To make matters even more galling, we lucked into the motherlode of all hand-me-downs when some relatives bequeathed us with three giant storage tubs of youth clothing. I now have a nearly-full box of size 3T girls' wear that got only passing use, if that. When I could wrestle the aforementioned dopey pink dress off her body, India had two other dresses on top rotation, a second string of perhaps four other dresses, and a distant third team of items I managed to get her to wear through force, subterfuge, or outright bribery. Even now I feel a pang of regret when I think of the cute outfits I never could entice her to wear. The LLBean sweater with the lobster on the front? Worn twice, maybe. The cute pink pullover top with navy stripes? Perhaps she wore it once. The red cableknit turtleneck with navy leggings that looked so fetching in my mind? Existed only in my mind. Even some of the aforementioned dresses got the short shrift, like the purple corduroy jumper (so cute!) with the multicolored buttons, or the navy pinafore dress with little pink polka dots. "I'll wear that next time," India would demur when I dragged them from the nether regions of the closet, reaching past me for the snowflake dress, the denim jumper, or the (gag!) STUPID PINK DRESS WITH BLUE FLOWERS. "I'll wear it on Thursday," she'd promise on a Monday, although I knew full well that Thursday would find us either 1) with a sobbing India on the floor and an irritated Mommy standing over her, hated garment in hand, yelling, "YOU PROMISED!", or 2) with India making up excuses about why she actually couldn't wear that dress today, after all ("I can't wear that dress. Anya doesn't think I look pretty in it."), upon which my head would blow up. Either way, it seemed to be a lose-lose situation for me more than anyone else, and in the end, if I wasn't willing to take it to the mat, I had to let it go. But I will admit to hurrying India along to the next size up perhaps a few weeks earlier than absolutely necessary, if only to savor the moment when the dreaded stupid pink dress would make its last appearance in the laundry basket prior to being burned carefully put away in archive-quality storage.

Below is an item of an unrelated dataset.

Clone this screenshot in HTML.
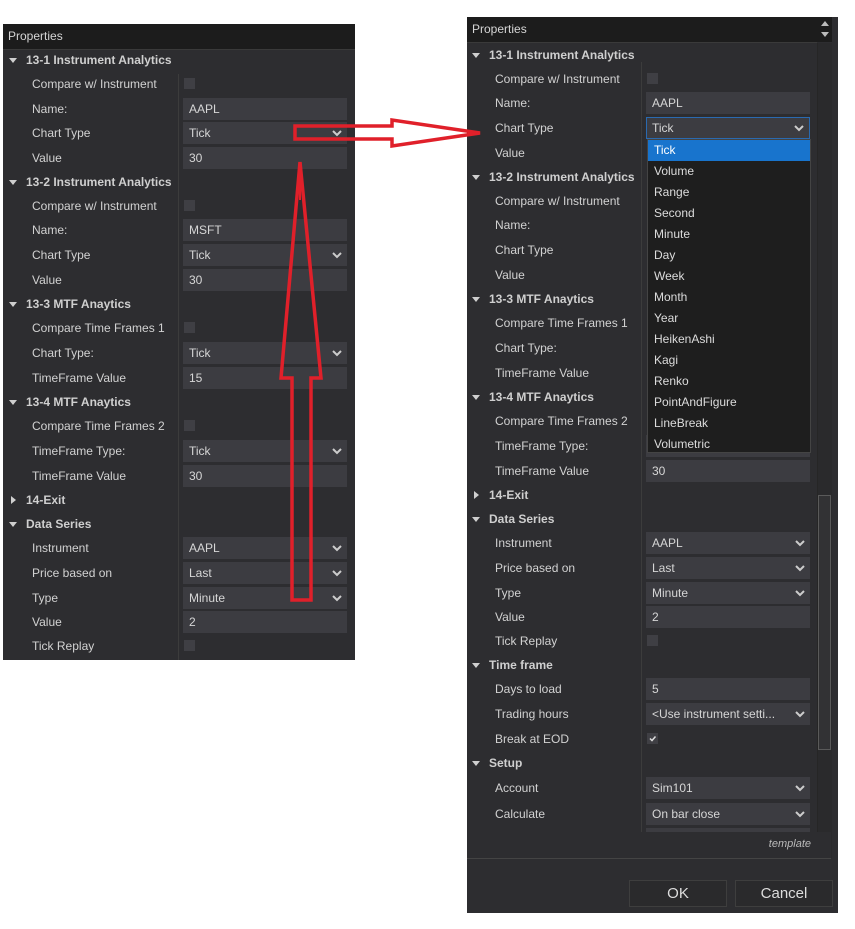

I know all you mommies with docile, well-behaved children are now congratulating yourselves for your superior child-raising ability, and mentally figuring I'm getting what I deserve, but I just want you to know that I am not alone in being collateral damage in the fashion wars. I will leave you with the thoughts of no less august a personage than Sandra Tsing Loh:
Susannah is busily rummaging around for the Kitty Cat Glitter Blouse
and the Pleated Red Skirt (KCGBATPRS). It's her school uniform. Of
course, Susannah is the only kid there who has a school uniform. All
the other preschoolers vary their outfits...(I could always send a mass e-mail to the other parents: "For the record, we do own a washing machine. And yes, we have bought Susannah other clothes. Photos of cute alternate outfits she will never wear are attached. Enjoy.")
If you would like visual confirmation of the panoply of clothing options that India chooses to forego, I will gladly send you notarized photos.